Poland’s new government has dismissed the heads of public media outlets and this morning state TV’s news channel went off air.

That prompted a sit-in protest by the former ruling party at TVP headquarters in defence of „media independence and pluralism” https://t.co/YSTbQc6Q65

— Notes from Poland 🇵🇱 (@notesfrompoland) December 20, 2023

Polish President Andrzej Duda – who is an ally of the right-wing Law and Justice (PiS) party, which lost power after eight years in office following its defeat in last October’s parliamentary election – condemned the new government’s move as unconstitutional and a flagrant violation of the principles of the “rule of law’”.

Immediately after Christmas, he refused to sign into law a budget-related spending bill which included 3 billion złoty of funding for the state-owned media; the government lacks the three-fifths parliamentary majority required to overturn a presidential veto.

When the new government originally announced its spending plans they did not include funding for the state-owned media – which, at that time, were still effectively under the influence of PiS-backed nominees – but, following the culture minister’s dramatic moves, the funds were reinstated.

Sienkiewicz responded by putting the three state-owned media companies into insolvency and appointing liquidators to take over their day-to-day running.

Poland’s government has put public broadcasters TVP and Polskie Radio as well as the Polish Press Agency (PAP) into liquidation.

It says it was forced into the unprecedented decision due to the president’s veto of funding for public media https://t.co/UvwfC4tfvb

— Notes from Poland 🇵🇱 (@notesfrompoland) December 27, 2023

Politicisation or pluralism?

“De-politicising” Polish state-owned media outlets was one of the new ruling parties’ main election pledges.

They argued that, during PiS’s period in office, the taxpayer-funded media outlets, especially TVP’s news and current affairs programmes, had violated their statutory duty to provide services that were pluralistic and impartial, turning the state-owned broadcasters into crude ruling party propaganda channels.

They said that this point had been made repeatedly by international bodies such as the Organisation for Security and Co-operation in Europe (OSCE) election monitoring missions, while the CBOS polling agency found that public trust in state TV’s news output had fallen to its lowest ever levels.

A prominent figure from state TV admits they produced „worse propaganda” than under communism to support the ruling party’s election campaign.

But he thinks this „Stalinist logic” backfired and contributed to the negative outcome of the election for PiS https://t.co/8CsLIeVgNz

— Notes from Poland 🇵🇱 (@notesfrompoland) October 18, 2023

However, PiS supporters argued that the state-owned media helped to bring greater pluralism and balance to a media landscape otherwise dominated by the liberal left.

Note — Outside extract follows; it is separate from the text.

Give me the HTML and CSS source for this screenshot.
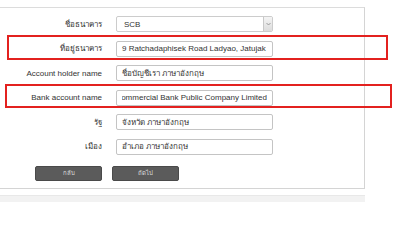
FILE: index.html
```html
<!DOCTYPE html>
<html lang="th">
<head>
<meta charset="utf-8">
<title>Bank form</title>
<link rel="stylesheet" href="styles.css">
</head>
<body>
<div class="panel">
  <div class="form">
    <div class="row">
      <div class="label">ชื่อธนาคาร</div>
      <div class="field select"><span class="val">SCB</span><span class="arrow"><svg width="5" height="4" viewBox="0 0 5 4"><path d="M0.5 1 L2.5 3 L4.5 1" fill="none" stroke="#888" stroke-width="0.8"/></svg></span></div>
    </div>
    <div class="row">
      <div class="label">ที่อยู่ธนาคาร</div>
      <div class="field"><span class="val">9 Ratchadaphisek Road Ladyao, Jatujak</span></div>
    </div>
    <div class="row">
      <div class="label">Account holder name</div>
      <div class="field"><span class="val">ชื่อบัญชีเรา ภาษาอังกฤษ</span></div>
    </div>
    <div class="row">
      <div class="label">Bank account name</div>
      <div class="field"><div class="clip"><span class="val">Commercial Bank Public Company Limited</span></div></div>
    </div>
    <div class="row">
      <div class="label">รัฐ</div>
      <div class="field"><span class="val">จังหวัด ภาษาอังกฤษ</span></div>
    </div>
    <div class="row">
      <div class="label">เมือง</div>
      <div class="field"><span class="val">อำเภอ ภาษาอังกฤษ</span></div>
    </div>
    <div class="buttons">
      <div class="btn">กลับ</div>
      <div class="btn">ถัดไป</div>
    </div>
  </div>
</div>
<div class="footer"></div>
<div class="mark mark1"></div>
<div class="mark mark2"></div>
</body>
</html>
```
FILE: styles.css
```css
html, body {
  margin: 0;
  padding: 0;
  background: #ffffff;
}
body {
  width: 400px;
  height: 202px;
  overflow: hidden;
  position: relative;
  font-family: "Liberation Sans", "Noto Sans", "DejaVu Sans", sans-serif;
  font-size: 8px;
  color: #333333;
}
.panel {
  margin-top: 7px;
  width: 364px;
  height: 180px;
  border-top: 1px solid #dcdcdc;
  border-right: 1px solid #d4d4d4;
  border-bottom: 1px solid #d4d4d4;
  background: #ffffff;
}
.form {
  padding-top: 8px;
  display: flex;
  flex-direction: column;
  gap: 8.6px;
}
.row {
  display: flex;
  align-items: center;
  height: 16px;
}
.label {
  width: 102px;
  text-align: right;
  padding-right: 14px;
  color: #333333;
  white-space: nowrap;
}
.field {
  box-sizing: border-box;
  width: 157px;
  height: 16px;
  border: 1px solid #c4c4c4;
  border-radius: 2px;
  padding: 0 5px;
  display: flex;
  align-items: center;
  background: #ffffff;
  white-space: nowrap;
  overflow: hidden;
}
.select {
  padding-right: 0;
  justify-content: space-between;
  border-color: #cccccc;
}
.select .val {
  padding-left: 2px;
}
.arrow {
  width: 8px;
  height: 14px;
  border-left: 1px solid #c8c8c8;
  background: linear-gradient(#f4f4f4, #dcdcdc);
  display: flex;
  align-items: center;
  justify-content: center;
}
.clip {
  flex: 1;
  overflow: hidden;
  display: flex;
  justify-content: flex-end;
}
.clip .val {
  flex-shrink: 0;
}
.buttons {
  display: flex;
  gap: 10px;
  padding-left: 35px;
  margin-top: 2px;
}
.btn {
  box-sizing: border-box;
  width: 67px;
  height: 15px;
  background: #5b5b5b;
  border: 1px solid #4a4a4a;
  border-radius: 2px;
  color: #dedede;
  font-size: 6px;
  display: flex;
  align-items: center;
  justify-content: center;
}
.footer {
  margin-top: 6px;
  width: 365px;
  height: 8px;
  background: #f2f2f2;
  border-top: 1px solid #e8e8e8;
}
.mark {
  position: absolute;
  box-sizing: border-box;
  border: 2px solid #e3211f;
}
.mark1 {
  left: 7px;
  top: 35px;
  width: 381px;
  height: 25px;
}
.mark2 {
  left: 5px;
  top: 84px;
  width: 387px;
  height: 24px;
}
```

They said that Polish governments had always sought to influence state-owned media and there was also political bias under previous managements.

PiS argued that, for example, before its 2015 changes to the state-owned media, all three main Polish evening news bulletins had (to a greater or lesser extent) an anti-conservative bias. Some PiS supporters acknowledged that after 2015 the pro-government bias became more blatant (and, therefore, arguably actually less effective).

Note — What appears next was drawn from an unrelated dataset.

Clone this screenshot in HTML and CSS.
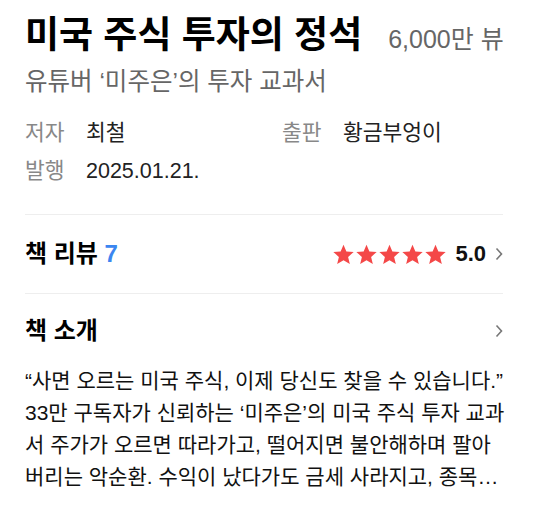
FILE: index.html
```html
<!DOCTYPE html>
<html lang="ko">
<head>
  <meta charset="UTF-8" />
  <meta name="viewport" content="width=device-width, initial-scale=1.0"/>
  <title>미국 주식 투자의 정석</title>
  <link rel="stylesheet" href="styles.css">
</head>
<body>
  <div class="book">
    <div class="head">
      <h1 class="title">미국 주식 투자의 정석<span class="views">6,000만 뷰</span></h1>
      <p class="subtitle">유튜버 ‘미주은’의 투자 교과서</p>
    </div>

    <div class="info">
      <div class="info-item"><span class="label">저자</span><span class="value">최철</span></div>
      <div class="info-item"><span class="label">출판</span><span class="value">황금부엉이</span></div>
      <div class="info-item"><span class="label">발행</span><span class="value">2025.01.21.</span></div>
    </div>

    <a class="section review" href="#">
      <h2>책 리뷰 <span class="count">7</span></h2>
      <div class="rating">
        <span class="stars">
          <svg viewBox="0 0 24 24"><path d="M12 1.8l3 7.1 7.6.6-5.8 5 1.8 7.5L12 18l-6.6 4 1.8-7.5-5.8-5 7.6-.6z"/></svg>
          <svg viewBox="0 0 24 24"><path d="M12 1.8l3 7.1 7.6.6-5.8 5 1.8 7.5L12 18l-6.6 4 1.8-7.5-5.8-5 7.6-.6z"/></svg>
          <svg viewBox="0 0 24 24"><path d="M12 1.8l3 7.1 7.6.6-5.8 5 1.8 7.5L12 18l-6.6 4 1.8-7.5-5.8-5 7.6-.6z"/></svg>
          <svg viewBox="0 0 24 24"><path d="M12 1.8l3 7.1 7.6.6-5.8 5 1.8 7.5L12 18l-6.6 4 1.8-7.5-5.8-5 7.6-.6z"/></svg>
          <svg viewBox="0 0 24 24"><path d="M12 1.8l3 7.1 7.6.6-5.8 5 1.8 7.5L12 18l-6.6 4 1.8-7.5-5.8-5 7.6-.6z"/></svg>
        </span>
        <span class="score">5.0</span>
        <svg class="chevron" viewBox="0 0 8 14"><path d="M1.5 1.5l5 5.5-5 5.5"/></svg>
      </div>
    </a>

    <div class="section intro">
      <a class="intro-head" href="#">
        <h2>책 소개</h2>
        <svg class="chevron" viewBox="0 0 8 14"><path d="M1.5 1.5l5 5.5-5 5.5"/></svg>
      </a>
      <p class="desc">“사면 오르는 미국 주식, 이제 당신도 찾을 수 있습니다.” 33만 구독자가 신뢰하는 ‘미주은’의 미국 주식 투자 교과서 주가가 오르면 따라가고, 떨어지면 불안해하며 팔아버리는 악순환. 수익이 났다가도 금세 사라지고, 종목을 고르는 기준도 없이 남의 말만 듣고 투자하고 있지는 않나요? 이 책은 미국 주식 투자의 기본부터 실전까지 담았습니다.</p>
    </div>
  </div>
</body>
</html>
```

FILE: styles.css
```css
body {
  margin: 0;
  background: #fff;
  font-family: "Liberation Sans", "Noto Sans CJK KR", sans-serif;
  color: #111;
}

.book {
  padding: 12px 42px 0 25px;
}

a {
  color: inherit;
  text-decoration: none;
}

.title {
  margin: 0;
  font-size: 37px;
  font-weight: bold;
  line-height: 48px;
  color: #000;
  white-space: nowrap;
}

.views {
  margin-left: 26px;
  font-size: 25px;
  font-weight: normal;
  color: #666;
}

.subtitle {
  margin: 0;
  font-size: 24.5px;
  line-height: 38px;
  color: #666;
}

.info {
  display: grid;
  grid-template-columns: 257px 1fr;
  row-gap: 6px;
  padding: 16px 0 27px;
  border-bottom: 1px solid #eee;
}

.info-item {
  display: flex;
  font-size: 21.5px;
  line-height: 32px;
}

.label {
  width: 61px;
  color: #888;
}

.value {
  color: #222;
}

.section h2 {
  margin: 0;
  font-size: 24px;
  line-height: 32px;
  font-weight: bold;
  color: #000;
}

.review {
  display: flex;
  justify-content: space-between;
  align-items: center;
  height: 78px;
  border-bottom: 1px solid #eee;
}

.count {
  color: #3b86f0;
}

.rating {
  display: flex;
  align-items: center;
}

.stars {
  display: flex;
}

.stars svg {
  width: 23px;
  height: 23px;
  fill: #f44848;
}

.score {
  margin-left: 8px;
  font-size: 22px;
  font-weight: bold;
  color: #111;
}

.chevron {
  width: 8px;
  height: 14px;
  margin-left: 9px;
  fill: none;
  stroke: #777;
  stroke-width: 1.6;
}

.intro-head {
  display: flex;
  justify-content: space-between;
  align-items: center;
  padding: 21px 0 18px;
}

.desc {
  margin: 0 -4px 0 0;
  font-size: 21px;
  line-height: 32px;
  color: #111;
  word-break: break-all;
  display: -webkit-box;
  -webkit-line-clamp: 4;
  -webkit-box-orient: vertical;
  overflow: hidden;
}
```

However, others argued that state-owned media needed to offer Poles a powerful counter-narrative to provide balance when privately owned outlets were so overwhelmingly anti-PiS.

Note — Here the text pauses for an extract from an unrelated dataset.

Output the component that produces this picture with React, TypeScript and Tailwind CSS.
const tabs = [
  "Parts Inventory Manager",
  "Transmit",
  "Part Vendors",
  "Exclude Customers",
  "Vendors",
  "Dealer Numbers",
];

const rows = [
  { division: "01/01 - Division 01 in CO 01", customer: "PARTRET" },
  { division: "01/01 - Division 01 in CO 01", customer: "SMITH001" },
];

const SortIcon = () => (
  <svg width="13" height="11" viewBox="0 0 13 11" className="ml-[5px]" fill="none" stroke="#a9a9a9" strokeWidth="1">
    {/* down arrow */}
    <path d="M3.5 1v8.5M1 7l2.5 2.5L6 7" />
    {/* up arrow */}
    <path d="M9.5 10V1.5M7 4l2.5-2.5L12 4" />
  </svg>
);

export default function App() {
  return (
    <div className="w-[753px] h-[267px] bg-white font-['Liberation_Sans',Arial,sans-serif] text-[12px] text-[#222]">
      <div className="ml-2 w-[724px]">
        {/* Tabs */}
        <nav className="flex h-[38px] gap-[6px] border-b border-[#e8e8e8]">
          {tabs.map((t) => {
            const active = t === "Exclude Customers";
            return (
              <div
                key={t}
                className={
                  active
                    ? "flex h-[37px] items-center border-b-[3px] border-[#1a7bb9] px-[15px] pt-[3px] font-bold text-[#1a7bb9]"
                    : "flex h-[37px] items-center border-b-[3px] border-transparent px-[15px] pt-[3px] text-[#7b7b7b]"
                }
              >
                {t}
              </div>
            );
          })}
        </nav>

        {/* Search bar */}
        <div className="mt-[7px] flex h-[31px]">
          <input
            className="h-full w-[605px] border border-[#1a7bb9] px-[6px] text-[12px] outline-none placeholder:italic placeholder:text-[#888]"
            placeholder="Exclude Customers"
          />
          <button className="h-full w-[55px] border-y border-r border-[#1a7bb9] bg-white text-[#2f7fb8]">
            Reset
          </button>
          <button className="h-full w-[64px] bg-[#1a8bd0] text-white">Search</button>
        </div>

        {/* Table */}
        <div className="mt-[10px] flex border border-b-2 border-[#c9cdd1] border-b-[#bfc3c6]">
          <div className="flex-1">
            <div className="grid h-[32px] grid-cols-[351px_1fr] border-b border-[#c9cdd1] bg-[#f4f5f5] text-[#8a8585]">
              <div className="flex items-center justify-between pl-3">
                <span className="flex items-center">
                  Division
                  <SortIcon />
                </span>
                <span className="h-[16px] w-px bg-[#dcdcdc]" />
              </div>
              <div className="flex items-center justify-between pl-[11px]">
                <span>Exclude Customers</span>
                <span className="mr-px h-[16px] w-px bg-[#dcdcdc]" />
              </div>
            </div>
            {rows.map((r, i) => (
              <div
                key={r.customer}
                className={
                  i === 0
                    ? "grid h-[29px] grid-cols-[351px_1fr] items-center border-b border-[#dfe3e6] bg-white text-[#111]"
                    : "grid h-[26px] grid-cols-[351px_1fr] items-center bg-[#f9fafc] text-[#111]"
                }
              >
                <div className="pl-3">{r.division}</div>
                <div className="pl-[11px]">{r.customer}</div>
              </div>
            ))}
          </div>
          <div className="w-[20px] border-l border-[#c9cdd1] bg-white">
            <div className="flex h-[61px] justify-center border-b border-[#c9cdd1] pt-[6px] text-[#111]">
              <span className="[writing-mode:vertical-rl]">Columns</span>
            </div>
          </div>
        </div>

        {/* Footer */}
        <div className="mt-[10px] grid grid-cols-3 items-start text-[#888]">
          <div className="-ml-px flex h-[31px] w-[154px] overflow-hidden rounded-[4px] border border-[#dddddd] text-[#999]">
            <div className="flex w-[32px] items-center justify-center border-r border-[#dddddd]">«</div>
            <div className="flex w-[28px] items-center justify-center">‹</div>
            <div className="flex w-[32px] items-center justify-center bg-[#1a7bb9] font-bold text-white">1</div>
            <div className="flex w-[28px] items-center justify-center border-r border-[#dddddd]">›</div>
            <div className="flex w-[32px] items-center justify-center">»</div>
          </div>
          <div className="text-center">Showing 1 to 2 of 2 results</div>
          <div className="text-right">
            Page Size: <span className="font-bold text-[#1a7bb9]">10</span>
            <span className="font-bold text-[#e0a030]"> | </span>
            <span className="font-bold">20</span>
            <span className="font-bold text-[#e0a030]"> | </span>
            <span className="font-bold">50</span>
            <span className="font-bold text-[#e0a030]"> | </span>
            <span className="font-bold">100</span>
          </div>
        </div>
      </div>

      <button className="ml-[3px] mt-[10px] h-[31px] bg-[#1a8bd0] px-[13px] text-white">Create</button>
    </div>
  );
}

Getting around the presidential veto

Nonetheless, even some of the new government’s supporters were frustrated that it did not appear to have any broader plan beyond closing down TVP Info and firing state-owned media’s management and leading journalists.

There was also a fierce dispute about the legality and constitutionality of Sienkiewicz’s actions. Indeed, the government’s critics did not just include PiS, but also a number of legal experts and bodies such as the Helsinki Foundation for Human Rights that had been highly critical of the previous administration’s approach to the “rule of law”.

The new government’s takeover of public media prompted protests from the former ruling PiS party. But it also raised doubts among legal experts.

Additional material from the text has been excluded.